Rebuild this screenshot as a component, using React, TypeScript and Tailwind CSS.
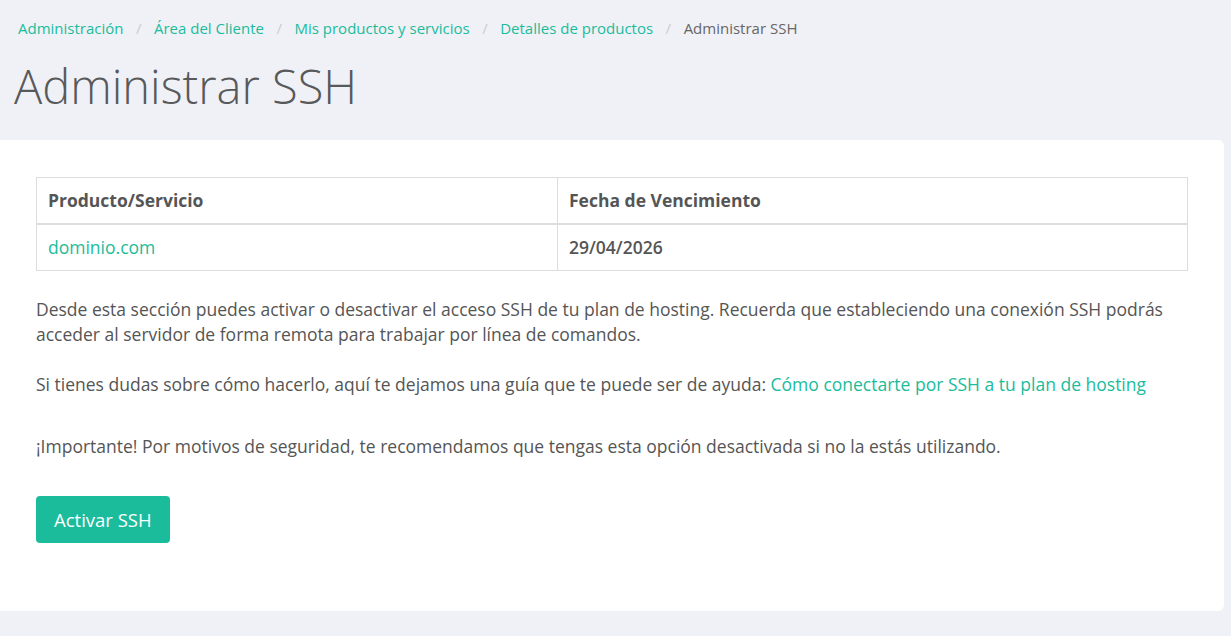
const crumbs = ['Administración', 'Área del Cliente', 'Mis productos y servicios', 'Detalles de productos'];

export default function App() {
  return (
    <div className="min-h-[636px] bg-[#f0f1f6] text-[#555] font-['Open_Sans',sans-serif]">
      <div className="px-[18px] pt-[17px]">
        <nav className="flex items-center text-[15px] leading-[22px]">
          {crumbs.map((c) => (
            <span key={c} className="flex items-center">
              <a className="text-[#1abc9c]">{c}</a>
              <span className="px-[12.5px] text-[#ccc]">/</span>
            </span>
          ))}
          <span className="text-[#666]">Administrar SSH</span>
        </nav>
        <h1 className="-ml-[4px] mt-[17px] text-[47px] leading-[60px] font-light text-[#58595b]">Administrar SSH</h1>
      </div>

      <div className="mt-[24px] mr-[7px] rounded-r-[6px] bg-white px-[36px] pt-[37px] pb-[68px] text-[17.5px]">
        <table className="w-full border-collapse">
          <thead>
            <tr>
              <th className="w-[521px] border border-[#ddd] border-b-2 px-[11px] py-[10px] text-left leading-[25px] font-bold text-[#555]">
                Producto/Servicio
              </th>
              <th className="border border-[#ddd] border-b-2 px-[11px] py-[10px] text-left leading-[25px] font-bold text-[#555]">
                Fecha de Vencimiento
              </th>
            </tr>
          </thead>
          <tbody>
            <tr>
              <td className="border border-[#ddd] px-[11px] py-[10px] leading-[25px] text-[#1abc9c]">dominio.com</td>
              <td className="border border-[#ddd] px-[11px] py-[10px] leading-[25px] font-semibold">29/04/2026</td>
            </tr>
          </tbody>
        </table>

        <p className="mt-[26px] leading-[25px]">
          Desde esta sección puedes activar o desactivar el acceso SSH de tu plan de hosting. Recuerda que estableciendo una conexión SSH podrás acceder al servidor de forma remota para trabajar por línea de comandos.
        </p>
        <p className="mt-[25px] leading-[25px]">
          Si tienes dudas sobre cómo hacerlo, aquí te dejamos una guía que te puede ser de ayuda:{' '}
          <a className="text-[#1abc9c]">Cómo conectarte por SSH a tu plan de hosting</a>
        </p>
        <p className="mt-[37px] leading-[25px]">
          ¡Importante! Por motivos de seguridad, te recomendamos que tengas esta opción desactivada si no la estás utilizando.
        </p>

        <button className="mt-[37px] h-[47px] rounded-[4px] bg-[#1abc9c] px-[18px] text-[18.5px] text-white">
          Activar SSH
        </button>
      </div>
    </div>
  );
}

## PROBLEM DETAILS
Leave out the pictures and repeat the lines from the start of the material through the line with "const crumbs = ['Administración', 'Área", inclusive.

## THE ANSWER
Rebuild this screenshot as a component, using React, TypeScript and Tailwind CSS.
const crumbs = ['Administración', 'Área del Cliente', 'Mis productos y servicios', 'Detalles de productos'];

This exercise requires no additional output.